RECORD LIST:
+++++
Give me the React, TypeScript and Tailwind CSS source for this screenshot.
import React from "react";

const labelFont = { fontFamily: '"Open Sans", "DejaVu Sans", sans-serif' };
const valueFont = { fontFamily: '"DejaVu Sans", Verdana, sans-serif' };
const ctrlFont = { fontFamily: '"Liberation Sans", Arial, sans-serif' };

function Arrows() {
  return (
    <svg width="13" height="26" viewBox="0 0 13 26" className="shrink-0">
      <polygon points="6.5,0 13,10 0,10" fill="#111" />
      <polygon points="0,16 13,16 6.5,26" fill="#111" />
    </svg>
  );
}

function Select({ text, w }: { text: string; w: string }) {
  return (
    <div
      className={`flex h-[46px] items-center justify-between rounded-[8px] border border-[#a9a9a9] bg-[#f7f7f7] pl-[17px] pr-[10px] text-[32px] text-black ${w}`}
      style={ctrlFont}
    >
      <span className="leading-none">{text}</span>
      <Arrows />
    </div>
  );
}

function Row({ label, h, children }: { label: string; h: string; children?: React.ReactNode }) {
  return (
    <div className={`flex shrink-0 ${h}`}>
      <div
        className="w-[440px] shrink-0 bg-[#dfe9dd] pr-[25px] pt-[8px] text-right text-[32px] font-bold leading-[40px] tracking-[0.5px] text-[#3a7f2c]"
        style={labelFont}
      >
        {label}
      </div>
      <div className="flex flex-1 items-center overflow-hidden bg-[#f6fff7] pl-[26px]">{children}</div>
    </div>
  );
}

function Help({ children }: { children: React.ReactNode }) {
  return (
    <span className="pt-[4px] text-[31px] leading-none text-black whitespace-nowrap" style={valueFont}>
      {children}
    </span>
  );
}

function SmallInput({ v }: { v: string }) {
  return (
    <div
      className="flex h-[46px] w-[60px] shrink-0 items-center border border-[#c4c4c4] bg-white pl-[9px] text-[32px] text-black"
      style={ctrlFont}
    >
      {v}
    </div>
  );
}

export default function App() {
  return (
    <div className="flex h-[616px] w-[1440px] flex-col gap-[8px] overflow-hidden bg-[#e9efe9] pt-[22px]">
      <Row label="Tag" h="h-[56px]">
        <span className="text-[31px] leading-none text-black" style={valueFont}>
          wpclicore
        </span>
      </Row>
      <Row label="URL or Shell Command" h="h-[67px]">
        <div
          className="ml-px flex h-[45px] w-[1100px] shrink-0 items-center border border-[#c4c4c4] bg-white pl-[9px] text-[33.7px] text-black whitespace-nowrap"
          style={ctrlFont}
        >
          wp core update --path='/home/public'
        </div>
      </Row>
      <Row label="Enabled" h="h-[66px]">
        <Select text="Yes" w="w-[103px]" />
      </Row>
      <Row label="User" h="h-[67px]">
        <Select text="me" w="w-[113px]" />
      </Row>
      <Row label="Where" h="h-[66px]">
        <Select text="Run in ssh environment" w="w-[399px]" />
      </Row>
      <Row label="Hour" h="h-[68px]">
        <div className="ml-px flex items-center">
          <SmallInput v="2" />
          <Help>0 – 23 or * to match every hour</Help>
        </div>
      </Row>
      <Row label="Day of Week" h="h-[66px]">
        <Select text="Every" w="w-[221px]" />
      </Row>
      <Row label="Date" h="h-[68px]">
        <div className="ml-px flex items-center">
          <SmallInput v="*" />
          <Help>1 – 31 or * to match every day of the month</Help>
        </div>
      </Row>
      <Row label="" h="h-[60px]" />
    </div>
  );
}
+++++
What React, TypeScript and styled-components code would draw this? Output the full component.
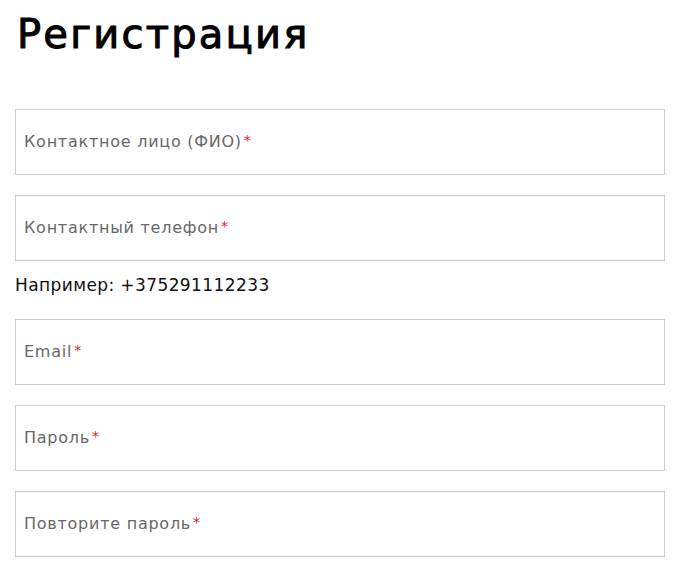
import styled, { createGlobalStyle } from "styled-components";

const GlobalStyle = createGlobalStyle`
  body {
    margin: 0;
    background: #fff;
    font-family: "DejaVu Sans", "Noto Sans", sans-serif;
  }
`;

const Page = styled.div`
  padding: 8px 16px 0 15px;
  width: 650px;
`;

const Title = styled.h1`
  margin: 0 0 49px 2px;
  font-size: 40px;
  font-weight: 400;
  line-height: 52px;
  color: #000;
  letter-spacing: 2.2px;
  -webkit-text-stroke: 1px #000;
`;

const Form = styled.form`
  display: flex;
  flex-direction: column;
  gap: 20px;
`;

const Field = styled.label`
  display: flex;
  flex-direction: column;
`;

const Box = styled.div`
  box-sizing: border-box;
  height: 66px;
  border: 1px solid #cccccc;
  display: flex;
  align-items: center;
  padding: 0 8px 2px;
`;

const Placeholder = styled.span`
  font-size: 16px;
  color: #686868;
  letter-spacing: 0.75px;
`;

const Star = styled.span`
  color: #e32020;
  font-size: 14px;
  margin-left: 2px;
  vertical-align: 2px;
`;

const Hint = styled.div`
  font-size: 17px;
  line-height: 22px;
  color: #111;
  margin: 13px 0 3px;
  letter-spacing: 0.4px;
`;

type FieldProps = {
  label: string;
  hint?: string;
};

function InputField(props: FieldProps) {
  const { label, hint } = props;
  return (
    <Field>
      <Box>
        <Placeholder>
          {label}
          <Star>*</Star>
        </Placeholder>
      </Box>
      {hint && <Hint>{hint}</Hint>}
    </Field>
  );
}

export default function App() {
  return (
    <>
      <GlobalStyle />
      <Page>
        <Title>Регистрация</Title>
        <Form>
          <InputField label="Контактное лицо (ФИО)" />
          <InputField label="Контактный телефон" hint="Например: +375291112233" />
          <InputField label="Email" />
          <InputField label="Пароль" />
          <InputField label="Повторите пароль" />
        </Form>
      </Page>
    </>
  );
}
+++++
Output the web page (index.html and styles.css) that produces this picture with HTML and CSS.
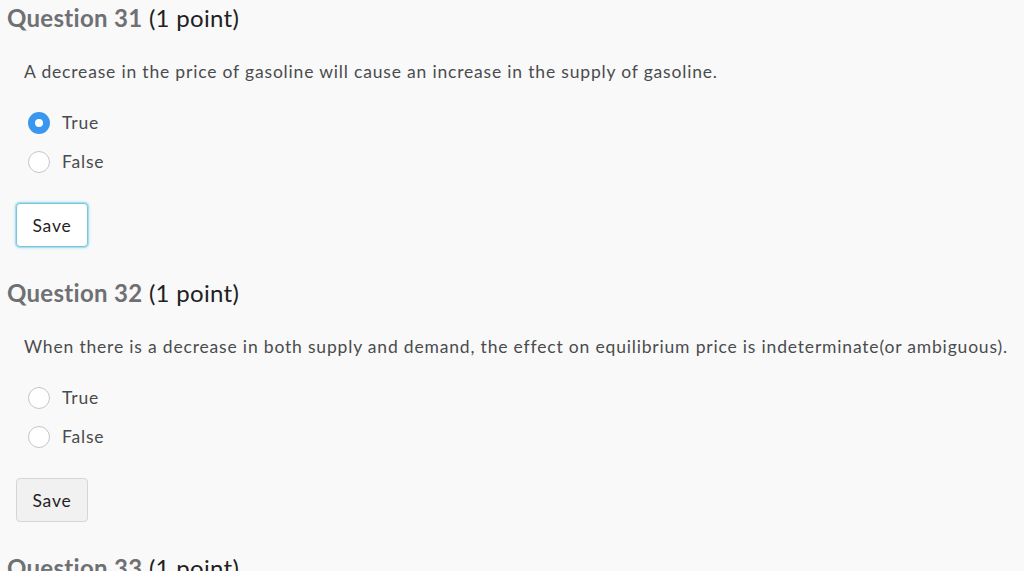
+++++
OBJECTIVE:
Scan the lines for the string "this". Copy out each line that matches.

TASK RESULT:
Give me the React, TypeScript and Tailwind CSS source for this screenshot.
What React, TypeScript and styled-components code would draw this? Output the full component.
Output the web page (index.html and styles.css) that produces this picture with HTML and CSS.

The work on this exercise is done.